Your objective: Of all the lines in the material, how many include the word "this"? Reply with the number alone.

[Part of a data file]
-- BEGIN --

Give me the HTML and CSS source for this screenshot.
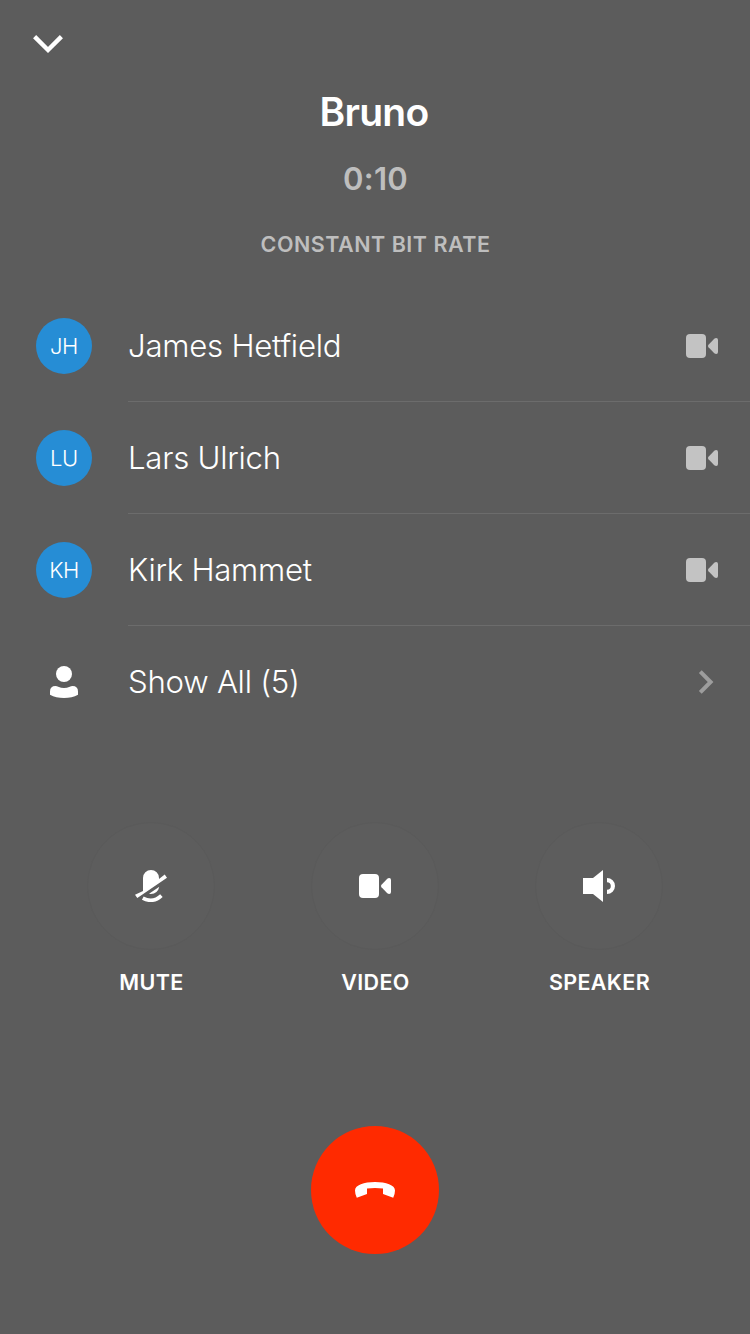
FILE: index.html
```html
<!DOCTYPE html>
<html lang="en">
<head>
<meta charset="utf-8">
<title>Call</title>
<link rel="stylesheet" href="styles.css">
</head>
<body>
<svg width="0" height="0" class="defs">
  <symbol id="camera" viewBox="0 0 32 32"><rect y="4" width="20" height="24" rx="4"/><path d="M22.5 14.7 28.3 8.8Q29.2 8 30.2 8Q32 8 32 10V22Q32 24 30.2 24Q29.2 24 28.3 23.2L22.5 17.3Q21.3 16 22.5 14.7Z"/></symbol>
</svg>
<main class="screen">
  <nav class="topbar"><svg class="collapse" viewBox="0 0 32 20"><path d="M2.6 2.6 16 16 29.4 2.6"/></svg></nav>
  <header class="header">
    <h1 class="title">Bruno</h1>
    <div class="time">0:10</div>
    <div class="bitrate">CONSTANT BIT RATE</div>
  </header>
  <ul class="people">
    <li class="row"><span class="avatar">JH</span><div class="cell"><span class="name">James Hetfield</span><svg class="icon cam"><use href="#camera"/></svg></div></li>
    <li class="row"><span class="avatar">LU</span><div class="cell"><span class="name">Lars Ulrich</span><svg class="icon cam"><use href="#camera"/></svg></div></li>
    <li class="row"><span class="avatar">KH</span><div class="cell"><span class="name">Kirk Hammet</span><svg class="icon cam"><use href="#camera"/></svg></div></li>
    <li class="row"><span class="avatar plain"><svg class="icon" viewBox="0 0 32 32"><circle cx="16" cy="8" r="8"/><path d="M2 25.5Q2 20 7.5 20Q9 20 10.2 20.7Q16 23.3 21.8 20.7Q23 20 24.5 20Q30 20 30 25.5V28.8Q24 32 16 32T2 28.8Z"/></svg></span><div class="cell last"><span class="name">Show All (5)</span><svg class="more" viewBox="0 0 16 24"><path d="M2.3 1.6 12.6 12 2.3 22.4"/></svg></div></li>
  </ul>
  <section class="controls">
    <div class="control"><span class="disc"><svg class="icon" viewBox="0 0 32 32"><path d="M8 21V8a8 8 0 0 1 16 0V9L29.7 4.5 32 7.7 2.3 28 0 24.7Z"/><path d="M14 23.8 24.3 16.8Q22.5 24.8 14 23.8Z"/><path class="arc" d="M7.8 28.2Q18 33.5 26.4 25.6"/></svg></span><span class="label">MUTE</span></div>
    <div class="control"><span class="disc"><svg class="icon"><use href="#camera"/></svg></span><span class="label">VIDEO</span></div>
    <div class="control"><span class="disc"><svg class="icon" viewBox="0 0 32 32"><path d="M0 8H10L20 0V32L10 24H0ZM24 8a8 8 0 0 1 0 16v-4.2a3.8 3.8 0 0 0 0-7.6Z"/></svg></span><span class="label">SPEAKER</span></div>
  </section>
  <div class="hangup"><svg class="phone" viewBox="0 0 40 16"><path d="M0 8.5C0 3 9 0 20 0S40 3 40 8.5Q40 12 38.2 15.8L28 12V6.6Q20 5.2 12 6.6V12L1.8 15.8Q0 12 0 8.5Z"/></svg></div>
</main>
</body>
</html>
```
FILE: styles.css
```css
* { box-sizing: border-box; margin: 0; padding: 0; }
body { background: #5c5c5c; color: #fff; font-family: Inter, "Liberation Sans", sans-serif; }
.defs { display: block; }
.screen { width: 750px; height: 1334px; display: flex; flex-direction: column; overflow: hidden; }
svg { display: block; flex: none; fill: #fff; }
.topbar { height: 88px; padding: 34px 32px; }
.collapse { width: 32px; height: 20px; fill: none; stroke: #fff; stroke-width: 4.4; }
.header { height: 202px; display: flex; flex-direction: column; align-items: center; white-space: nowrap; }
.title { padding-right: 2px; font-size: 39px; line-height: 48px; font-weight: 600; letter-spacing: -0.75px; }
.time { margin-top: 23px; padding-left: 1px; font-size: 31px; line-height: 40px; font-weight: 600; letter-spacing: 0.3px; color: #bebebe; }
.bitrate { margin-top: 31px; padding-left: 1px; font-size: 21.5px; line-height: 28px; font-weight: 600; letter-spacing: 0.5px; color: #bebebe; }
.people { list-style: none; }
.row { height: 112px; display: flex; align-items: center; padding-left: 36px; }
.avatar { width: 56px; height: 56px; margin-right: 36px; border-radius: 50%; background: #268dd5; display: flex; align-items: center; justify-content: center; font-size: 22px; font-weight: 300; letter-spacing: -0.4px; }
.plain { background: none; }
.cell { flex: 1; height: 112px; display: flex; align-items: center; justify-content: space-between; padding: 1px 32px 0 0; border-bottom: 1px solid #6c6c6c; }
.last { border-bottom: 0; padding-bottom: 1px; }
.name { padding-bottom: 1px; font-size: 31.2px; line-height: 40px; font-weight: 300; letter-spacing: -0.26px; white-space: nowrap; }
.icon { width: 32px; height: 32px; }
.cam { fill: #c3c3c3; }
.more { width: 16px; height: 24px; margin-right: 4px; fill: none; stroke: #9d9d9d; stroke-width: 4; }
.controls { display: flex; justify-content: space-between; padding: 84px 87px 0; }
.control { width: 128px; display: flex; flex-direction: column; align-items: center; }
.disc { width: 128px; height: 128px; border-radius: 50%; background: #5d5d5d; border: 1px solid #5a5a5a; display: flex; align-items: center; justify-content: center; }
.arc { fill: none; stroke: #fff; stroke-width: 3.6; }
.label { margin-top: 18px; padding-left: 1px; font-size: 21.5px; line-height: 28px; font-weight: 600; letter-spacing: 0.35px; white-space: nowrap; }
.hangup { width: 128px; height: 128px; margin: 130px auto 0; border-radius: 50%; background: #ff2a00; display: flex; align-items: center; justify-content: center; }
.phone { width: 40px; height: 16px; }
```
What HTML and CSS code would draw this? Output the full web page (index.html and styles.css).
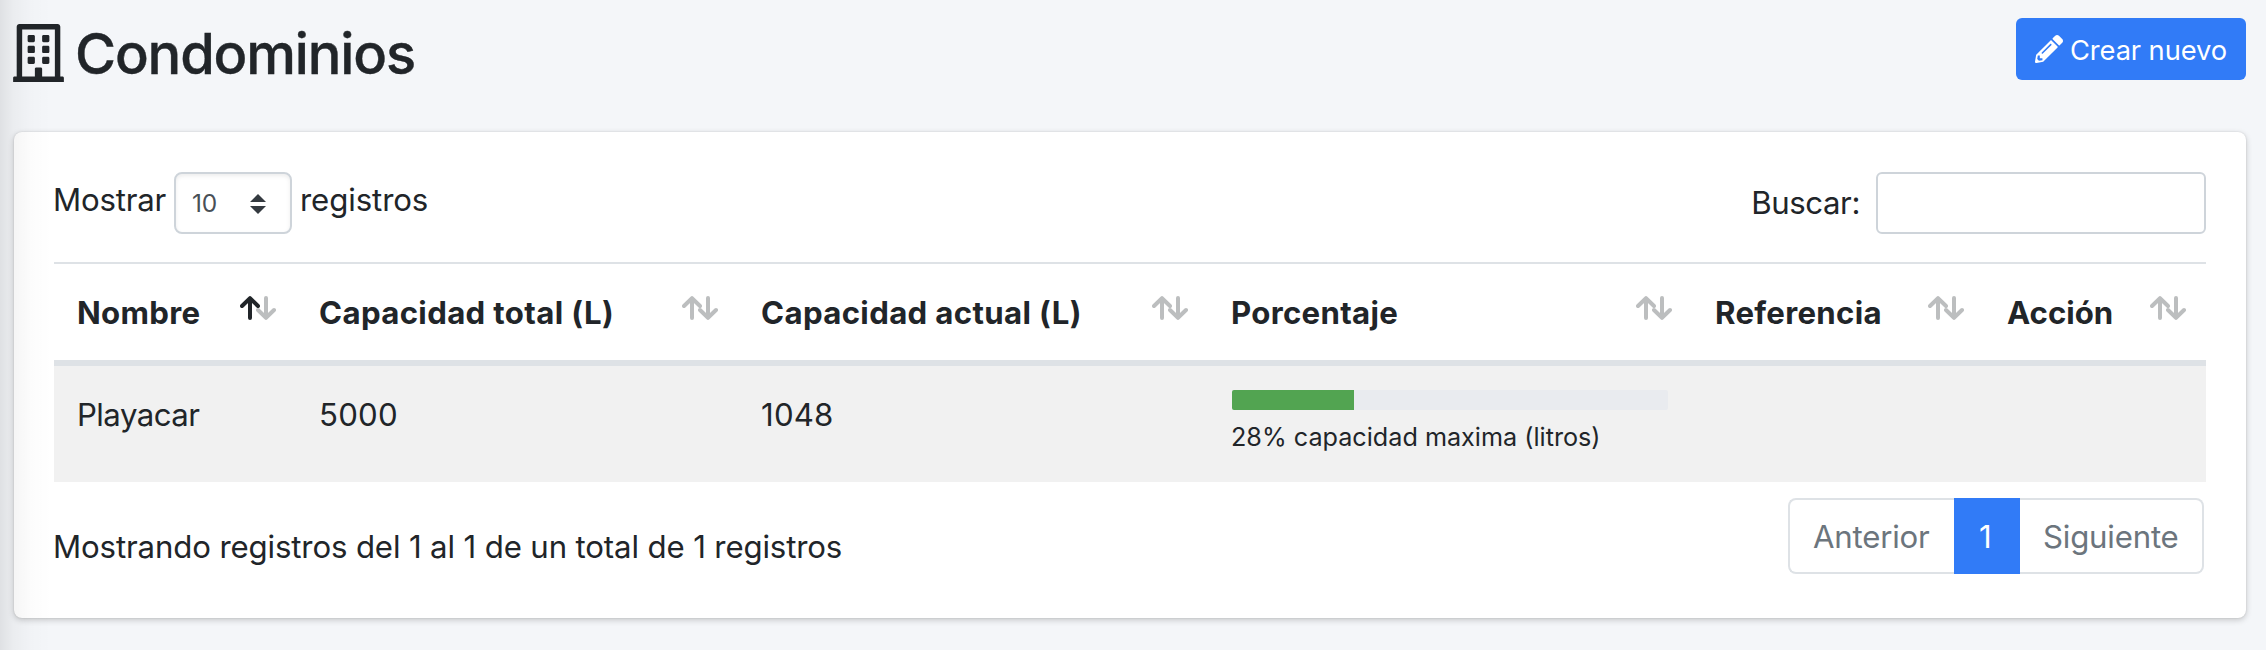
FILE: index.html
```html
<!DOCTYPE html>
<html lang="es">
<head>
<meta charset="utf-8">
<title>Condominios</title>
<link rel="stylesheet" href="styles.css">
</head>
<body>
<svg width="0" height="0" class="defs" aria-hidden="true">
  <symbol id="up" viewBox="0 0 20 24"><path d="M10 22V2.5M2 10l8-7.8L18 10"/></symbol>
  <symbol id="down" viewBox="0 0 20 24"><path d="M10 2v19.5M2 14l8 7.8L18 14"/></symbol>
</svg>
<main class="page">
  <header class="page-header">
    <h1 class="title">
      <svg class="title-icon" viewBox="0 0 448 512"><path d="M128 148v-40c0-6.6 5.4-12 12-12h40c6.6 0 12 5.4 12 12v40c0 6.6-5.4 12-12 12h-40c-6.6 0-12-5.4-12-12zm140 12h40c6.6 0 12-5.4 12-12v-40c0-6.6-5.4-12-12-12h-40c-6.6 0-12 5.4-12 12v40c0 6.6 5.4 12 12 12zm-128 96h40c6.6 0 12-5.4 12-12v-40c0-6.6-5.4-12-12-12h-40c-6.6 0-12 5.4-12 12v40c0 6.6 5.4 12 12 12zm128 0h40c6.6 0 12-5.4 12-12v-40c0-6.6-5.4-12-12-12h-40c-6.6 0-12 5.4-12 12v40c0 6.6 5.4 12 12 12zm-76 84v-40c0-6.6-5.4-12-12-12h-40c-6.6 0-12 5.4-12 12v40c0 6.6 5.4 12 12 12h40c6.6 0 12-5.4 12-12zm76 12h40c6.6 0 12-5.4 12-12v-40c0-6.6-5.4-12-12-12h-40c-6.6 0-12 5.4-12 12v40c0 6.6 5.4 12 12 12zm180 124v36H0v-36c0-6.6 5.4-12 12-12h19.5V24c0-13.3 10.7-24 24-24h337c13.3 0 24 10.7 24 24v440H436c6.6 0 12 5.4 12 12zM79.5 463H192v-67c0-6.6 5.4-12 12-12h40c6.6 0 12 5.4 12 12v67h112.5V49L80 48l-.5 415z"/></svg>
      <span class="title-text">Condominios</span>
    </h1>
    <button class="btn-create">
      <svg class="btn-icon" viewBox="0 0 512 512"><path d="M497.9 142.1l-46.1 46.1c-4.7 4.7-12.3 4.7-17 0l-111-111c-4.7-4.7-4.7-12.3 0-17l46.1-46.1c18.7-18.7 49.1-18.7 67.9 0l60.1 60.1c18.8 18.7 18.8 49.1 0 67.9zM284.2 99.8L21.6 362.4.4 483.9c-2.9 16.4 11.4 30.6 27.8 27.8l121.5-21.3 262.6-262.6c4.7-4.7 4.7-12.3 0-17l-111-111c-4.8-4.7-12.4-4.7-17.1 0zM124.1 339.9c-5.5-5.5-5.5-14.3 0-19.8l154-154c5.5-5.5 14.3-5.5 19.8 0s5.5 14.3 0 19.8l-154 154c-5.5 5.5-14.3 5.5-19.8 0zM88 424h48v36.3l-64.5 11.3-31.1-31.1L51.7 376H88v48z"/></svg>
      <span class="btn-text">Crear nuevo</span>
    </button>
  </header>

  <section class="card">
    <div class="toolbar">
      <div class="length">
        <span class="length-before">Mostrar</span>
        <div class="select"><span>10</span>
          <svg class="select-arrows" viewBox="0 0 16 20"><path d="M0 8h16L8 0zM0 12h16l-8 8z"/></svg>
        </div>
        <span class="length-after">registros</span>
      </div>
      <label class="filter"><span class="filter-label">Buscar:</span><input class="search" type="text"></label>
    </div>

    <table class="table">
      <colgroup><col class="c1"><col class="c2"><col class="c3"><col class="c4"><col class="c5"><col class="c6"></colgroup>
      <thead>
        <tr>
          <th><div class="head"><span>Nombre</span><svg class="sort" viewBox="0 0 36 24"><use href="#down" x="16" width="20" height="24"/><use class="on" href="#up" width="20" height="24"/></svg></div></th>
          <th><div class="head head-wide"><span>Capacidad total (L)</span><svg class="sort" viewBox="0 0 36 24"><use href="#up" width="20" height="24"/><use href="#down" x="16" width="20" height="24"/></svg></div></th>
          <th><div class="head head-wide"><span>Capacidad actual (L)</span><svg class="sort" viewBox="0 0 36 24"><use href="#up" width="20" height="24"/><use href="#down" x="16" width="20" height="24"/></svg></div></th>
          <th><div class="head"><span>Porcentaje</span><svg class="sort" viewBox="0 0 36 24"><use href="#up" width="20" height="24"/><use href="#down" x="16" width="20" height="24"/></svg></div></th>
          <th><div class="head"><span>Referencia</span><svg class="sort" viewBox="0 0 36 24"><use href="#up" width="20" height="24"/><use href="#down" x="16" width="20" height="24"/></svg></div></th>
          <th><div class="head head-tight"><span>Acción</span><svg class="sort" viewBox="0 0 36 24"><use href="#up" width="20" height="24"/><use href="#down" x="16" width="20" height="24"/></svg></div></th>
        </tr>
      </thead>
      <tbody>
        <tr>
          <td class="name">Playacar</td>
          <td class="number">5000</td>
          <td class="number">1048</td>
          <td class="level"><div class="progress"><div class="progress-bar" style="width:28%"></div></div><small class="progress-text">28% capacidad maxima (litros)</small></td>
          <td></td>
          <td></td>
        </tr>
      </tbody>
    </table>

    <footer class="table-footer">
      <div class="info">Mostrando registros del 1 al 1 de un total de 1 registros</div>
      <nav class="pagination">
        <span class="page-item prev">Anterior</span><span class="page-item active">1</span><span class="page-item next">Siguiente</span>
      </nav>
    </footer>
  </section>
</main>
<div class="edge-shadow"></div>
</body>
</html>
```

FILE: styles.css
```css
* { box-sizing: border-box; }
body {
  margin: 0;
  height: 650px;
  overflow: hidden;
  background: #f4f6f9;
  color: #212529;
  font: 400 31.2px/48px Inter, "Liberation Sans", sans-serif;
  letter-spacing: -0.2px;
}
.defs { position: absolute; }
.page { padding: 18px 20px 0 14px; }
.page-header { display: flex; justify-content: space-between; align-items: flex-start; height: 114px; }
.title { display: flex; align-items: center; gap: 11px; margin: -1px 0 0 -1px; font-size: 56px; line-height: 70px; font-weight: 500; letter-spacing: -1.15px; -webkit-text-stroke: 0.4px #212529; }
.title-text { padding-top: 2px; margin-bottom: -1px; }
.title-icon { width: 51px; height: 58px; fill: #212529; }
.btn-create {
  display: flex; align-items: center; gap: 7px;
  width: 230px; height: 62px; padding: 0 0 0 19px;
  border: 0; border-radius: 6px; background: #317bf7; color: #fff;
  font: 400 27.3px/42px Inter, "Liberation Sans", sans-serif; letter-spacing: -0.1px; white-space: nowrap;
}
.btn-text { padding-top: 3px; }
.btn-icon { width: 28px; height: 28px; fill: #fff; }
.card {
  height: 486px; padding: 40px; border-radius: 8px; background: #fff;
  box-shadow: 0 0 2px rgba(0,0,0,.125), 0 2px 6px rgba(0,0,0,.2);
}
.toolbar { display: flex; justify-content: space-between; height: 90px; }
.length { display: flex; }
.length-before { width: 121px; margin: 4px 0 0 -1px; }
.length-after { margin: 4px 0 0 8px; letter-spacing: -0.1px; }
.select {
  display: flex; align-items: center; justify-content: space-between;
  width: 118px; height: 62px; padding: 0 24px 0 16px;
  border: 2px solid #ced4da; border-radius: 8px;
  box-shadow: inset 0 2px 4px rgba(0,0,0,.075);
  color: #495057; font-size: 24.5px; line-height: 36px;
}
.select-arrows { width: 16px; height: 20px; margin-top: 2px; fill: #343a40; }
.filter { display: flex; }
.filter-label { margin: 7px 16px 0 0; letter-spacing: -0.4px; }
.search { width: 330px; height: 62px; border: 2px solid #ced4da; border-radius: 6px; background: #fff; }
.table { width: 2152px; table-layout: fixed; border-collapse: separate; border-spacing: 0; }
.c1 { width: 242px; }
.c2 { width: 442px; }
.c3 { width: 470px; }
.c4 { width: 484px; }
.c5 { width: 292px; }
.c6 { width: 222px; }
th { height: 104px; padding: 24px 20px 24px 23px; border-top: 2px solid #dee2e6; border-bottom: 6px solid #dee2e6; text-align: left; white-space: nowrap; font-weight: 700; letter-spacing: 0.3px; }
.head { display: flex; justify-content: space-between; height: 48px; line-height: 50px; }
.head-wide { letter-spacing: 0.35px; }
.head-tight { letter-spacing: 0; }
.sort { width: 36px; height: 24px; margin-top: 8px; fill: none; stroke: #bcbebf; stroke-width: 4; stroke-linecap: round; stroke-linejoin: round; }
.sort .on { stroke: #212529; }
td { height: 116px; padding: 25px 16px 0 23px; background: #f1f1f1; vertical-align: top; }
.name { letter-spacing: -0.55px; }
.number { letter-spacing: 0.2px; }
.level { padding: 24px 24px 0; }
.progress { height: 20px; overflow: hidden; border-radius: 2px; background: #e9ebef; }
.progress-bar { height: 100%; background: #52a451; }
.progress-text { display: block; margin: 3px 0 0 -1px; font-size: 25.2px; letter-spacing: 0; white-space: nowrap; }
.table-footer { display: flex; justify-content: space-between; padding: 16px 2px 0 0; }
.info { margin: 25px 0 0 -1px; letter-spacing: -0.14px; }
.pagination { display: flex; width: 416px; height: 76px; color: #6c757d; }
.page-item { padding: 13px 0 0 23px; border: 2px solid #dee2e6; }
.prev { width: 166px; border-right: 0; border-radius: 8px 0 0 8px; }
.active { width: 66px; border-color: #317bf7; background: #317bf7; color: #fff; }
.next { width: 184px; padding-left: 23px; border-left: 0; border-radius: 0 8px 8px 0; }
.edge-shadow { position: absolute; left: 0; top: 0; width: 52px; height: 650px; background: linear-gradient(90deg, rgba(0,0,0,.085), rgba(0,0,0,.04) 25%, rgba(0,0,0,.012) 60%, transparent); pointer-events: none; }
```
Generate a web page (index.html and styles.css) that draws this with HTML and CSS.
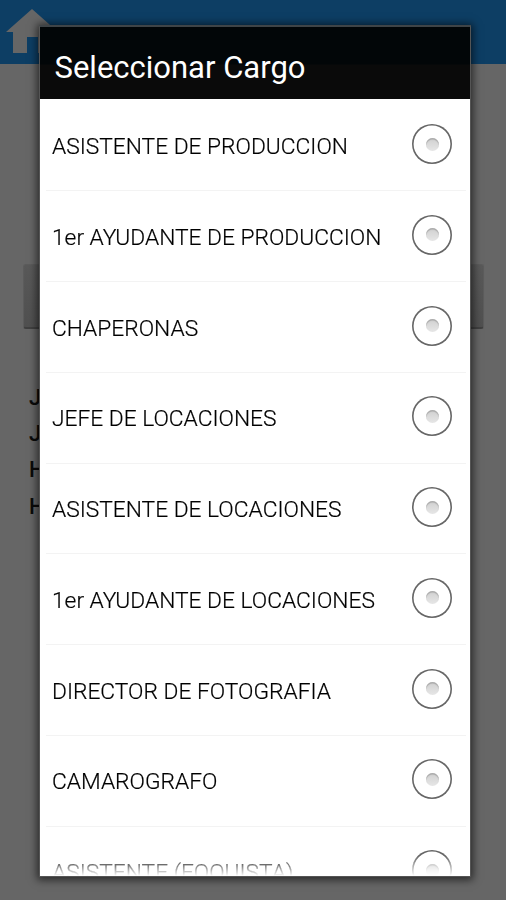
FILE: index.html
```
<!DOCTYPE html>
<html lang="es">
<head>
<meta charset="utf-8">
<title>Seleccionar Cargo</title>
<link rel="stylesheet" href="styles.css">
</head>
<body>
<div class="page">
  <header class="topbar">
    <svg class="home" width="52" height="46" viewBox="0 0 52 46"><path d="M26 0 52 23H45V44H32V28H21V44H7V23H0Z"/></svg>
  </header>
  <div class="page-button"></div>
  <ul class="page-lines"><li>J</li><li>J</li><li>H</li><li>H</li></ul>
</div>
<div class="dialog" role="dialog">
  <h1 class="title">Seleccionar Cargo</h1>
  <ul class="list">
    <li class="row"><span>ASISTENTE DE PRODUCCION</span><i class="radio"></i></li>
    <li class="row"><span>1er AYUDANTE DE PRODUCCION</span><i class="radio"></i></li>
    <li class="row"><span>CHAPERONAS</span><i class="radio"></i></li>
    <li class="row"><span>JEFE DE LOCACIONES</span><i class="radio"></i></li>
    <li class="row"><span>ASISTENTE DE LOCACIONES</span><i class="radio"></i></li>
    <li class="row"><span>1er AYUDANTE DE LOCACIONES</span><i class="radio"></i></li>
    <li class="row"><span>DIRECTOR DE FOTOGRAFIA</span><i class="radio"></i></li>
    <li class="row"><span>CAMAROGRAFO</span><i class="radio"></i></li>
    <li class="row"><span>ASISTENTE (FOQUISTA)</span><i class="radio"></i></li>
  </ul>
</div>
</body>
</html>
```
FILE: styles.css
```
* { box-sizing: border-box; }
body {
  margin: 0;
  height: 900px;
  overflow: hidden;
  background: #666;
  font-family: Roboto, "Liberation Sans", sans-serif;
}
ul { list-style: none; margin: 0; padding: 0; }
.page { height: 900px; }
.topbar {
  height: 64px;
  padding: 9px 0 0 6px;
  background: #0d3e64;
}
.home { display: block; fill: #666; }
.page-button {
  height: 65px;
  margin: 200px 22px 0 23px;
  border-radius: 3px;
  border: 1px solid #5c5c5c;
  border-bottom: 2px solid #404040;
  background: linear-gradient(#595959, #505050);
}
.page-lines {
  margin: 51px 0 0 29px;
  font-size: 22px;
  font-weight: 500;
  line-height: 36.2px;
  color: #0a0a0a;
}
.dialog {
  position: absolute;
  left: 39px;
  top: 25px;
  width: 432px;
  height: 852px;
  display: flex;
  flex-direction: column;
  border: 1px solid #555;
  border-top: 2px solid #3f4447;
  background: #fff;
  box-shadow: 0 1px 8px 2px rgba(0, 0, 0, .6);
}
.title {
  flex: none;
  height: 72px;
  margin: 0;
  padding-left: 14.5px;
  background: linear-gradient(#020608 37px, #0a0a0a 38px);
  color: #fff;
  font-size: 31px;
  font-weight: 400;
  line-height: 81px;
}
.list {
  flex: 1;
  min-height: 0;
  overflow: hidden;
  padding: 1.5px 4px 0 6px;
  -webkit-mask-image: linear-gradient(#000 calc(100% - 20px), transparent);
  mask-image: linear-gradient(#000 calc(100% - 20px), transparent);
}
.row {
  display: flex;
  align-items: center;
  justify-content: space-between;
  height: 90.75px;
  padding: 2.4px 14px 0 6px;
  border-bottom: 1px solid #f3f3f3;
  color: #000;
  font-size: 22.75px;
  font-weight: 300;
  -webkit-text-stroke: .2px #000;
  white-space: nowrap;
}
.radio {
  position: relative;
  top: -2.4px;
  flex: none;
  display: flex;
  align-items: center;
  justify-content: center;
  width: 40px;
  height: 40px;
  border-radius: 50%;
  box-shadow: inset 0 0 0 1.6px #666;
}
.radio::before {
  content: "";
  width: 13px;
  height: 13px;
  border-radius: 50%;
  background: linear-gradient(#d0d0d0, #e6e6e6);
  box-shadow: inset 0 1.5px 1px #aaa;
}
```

-- END --

Correct result: 3